The app Elon Musk used to calculate the number of bots on Twitter also thought he was a bot, according to Twitter's lawyers
- Elon Musk is trying to back out of his $44 billion deal to purchase Twitter.
- In his lawsuit against the company, he said it is undercounting the number of bots on the site.
Elon Musk, the Tesla and SpaceX CEO who entered and soon tried to back out of a $44 million agreement to purchase Twitter, used an online tool to estimate the number of bots on the platform. But the service Musk used once labeled his own account as a bot, Twitter alleged in its rebuttal against him.
As The Washington Post noted on Friday, Twitter argued Musk used a public internet service called the "Botometer" to estimate the number of bots on the platform. Twitter's lawyers said the Botometer "earlier this year designated Musk himself as highly likely to be a bot."

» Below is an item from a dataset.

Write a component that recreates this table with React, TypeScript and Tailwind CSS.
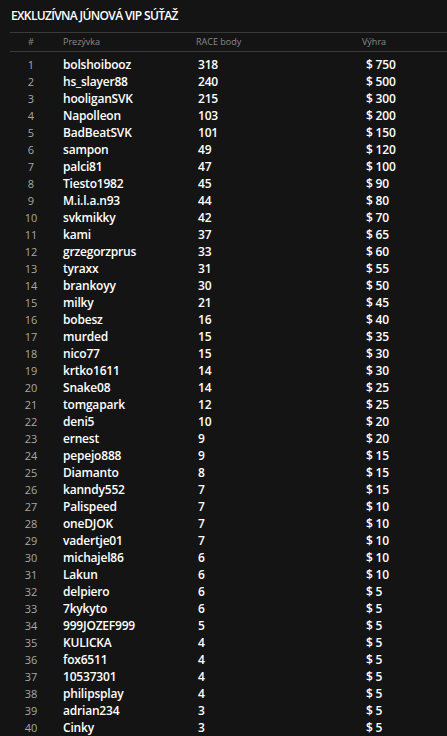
import React from "react";

const rows: [string, number, number][] = [
  ["bolshoibooz", 318, 750],
  ["hs_slayer88", 240, 500],
  ["hooliganSVK", 215, 300],
  ["Napolleon", 103, 200],
  ["BadBeatSVK", 101, 150],
  ["sampon", 49, 120],
  ["palci81", 47, 100],
  ["Tiesto1982", 45, 90],
  ["M.i.l.a.n93", 44, 80],
  ["svkmikky", 42, 70],
  ["kami", 37, 65],
  ["grzegorzprus", 33, 60],
  ["tyraxx", 31, 55],
  ["brankoyy", 30, 50],
  ["milky", 21, 45],
  ["bobesz", 16, 40],
  ["murded", 15, 35],
  ["nico77", 15, 30],
  ["krtko1611", 14, 30],
  ["Snake08", 14, 25],
  ["tomgapark", 12, 25],
  ["deni5", 10, 20],
  ["ernest", 9, 20],
  ["pepejo888", 9, 15],
  ["Diamanto", 8, 15],
  ["kanndy552", 7, 15],
  ["Palispeed", 7, 10],
  ["oneDJOK", 7, 10],
  ["vadertje01", 7, 10],
  ["michajel86", 6, 10],
  ["Lakun", 6, 10],
  ["delpiero", 6, 5],
  ["7kykyto", 6, 5],
  ["999JOZEF999", 5, 5],
  ["KULICKA", 4, 5],
  ["fox6511", 4, 5],
  ["10537301", 4, 5],
  ["philipsplay", 4, 5],
  ["adrian234", 3, 5],
  ["Cinky", 3, 5],
];

export default function App() {
  return (
    <div
      className="w-[447px] h-[736px] overflow-hidden bg-[#141414] text-white pl-[10px]"
      style={{ fontFamily: '"Open Sans", "Noto Sans", sans-serif' }}
    >
      <div className="pt-[8px] pl-[1px] h-[32px] text-[12px] leading-[16px] font-semibold tracking-[-0.65px]">
        EXKLUZÍVNA JÚNOVÁ VIP SÚŤAŽ
      </div>
      <div className="border-t border-b border-[#3a3a3a] h-[20px] grid grid-cols-[42px_133px_166px_1fr] items-center text-[9px] text-[#8a8a8a]">
        <div className="text-center">#</div>
        <div className="pl-[11px]">Prezývka</div>
        <div className="pl-[11px]">RACE body</div>
        <div className="pl-[11px]">Výhra</div>
      </div>
      <div className="pt-[4px]">
        {rows.map(([name, pts, prize], i) => (
          <div
            key={i}
            className="grid grid-cols-[42px_133px_166px_1fr] h-[17px] items-center leading-[17px]"
          >
            <div className="text-center text-[11px] text-[#a8a8a8]">{i + 1}</div>
            <div className="pl-[11px] text-[12px] font-semibold tracking-[-0.2px]">{name}</div>
            <div className="pl-[13px] text-[12px] font-semibold tracking-[-0.2px]">{pts}</div>
            <div className="pl-[15px] text-[12px] font-semibold tracking-[-0.2px]">$ {prize}</div>
          </div>
        ))}
      </div>
    </div>
  );
}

The method Botometer uses to determine and estimate bots differs from the method used by Twitter, as the Post reported. Botometer, a project from the Observatory on Social Media at Indiana University, states on its website that it is a machine learning algorithm trained to calculate a score of how likely it is an account is a bot based on its Twitter activity.

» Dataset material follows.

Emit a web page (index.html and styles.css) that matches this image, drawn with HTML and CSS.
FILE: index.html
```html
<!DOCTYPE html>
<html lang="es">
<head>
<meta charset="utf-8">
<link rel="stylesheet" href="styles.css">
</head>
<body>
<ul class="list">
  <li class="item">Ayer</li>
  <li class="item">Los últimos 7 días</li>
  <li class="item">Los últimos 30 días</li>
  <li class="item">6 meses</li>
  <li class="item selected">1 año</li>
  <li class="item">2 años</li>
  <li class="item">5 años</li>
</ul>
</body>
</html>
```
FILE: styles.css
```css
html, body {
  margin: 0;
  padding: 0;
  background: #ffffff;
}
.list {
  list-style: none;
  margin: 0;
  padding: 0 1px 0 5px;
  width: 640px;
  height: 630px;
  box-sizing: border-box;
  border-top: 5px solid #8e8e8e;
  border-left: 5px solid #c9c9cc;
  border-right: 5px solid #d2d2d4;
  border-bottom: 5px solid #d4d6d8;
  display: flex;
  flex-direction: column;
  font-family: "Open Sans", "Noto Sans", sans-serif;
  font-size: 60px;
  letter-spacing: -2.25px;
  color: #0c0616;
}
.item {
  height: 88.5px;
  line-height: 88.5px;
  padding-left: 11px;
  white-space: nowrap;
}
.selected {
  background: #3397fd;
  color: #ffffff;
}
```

Musk has cited the number of bots and spam accounts on Twitter as his primary reason for attempting to pull out of the deal, which he entered in April before quickly sowing doubt about the agreement and officially attempting to back out in July. Twitter sued Musk on July 12 over his attempt to exit the deal, and Musk countersued, arguing that the social-media giant lied to him.
Musk in his lawsuit argued that the company intentionally misled investors about the number of spam accounts and bots on the platform, as part of a "scheme to mislead investors about the company's prospects," as Insider previously reported.
Musk claimed that Twitter has 65 million fewer users than the company claimed, and said only 16 million people each day see advertisements on the platform. Twitter says it has about 238 million monetizable daily active users (mDAU), up 16% from the second quarter of last year. It maintains that just about 5% of accounts are bots.
"That has been Twitter's strategy all along: to distract from and obfuscate the truth about its disclosures — first from its investors and then from the Musk Parties when they began to discern the truth," Musk's lawsuit claims.
Twitter in its rebuttal filed shortly after Musk's lawsuit called Musk's accusations "a story" to "escape a merger agreement that Musk no longer found attractive once the stock market — and along with it, his massive personal wealth — declined in value."
Musk and Twitter are expected in a Delaware court in October to decide whether the billionaire can back out of his deal to acquire the platform. The agreement included a $1 billion breakup fee should either party back out of the deal, though Insider previously reported that Musk doesn't believe he should have to pay that cost.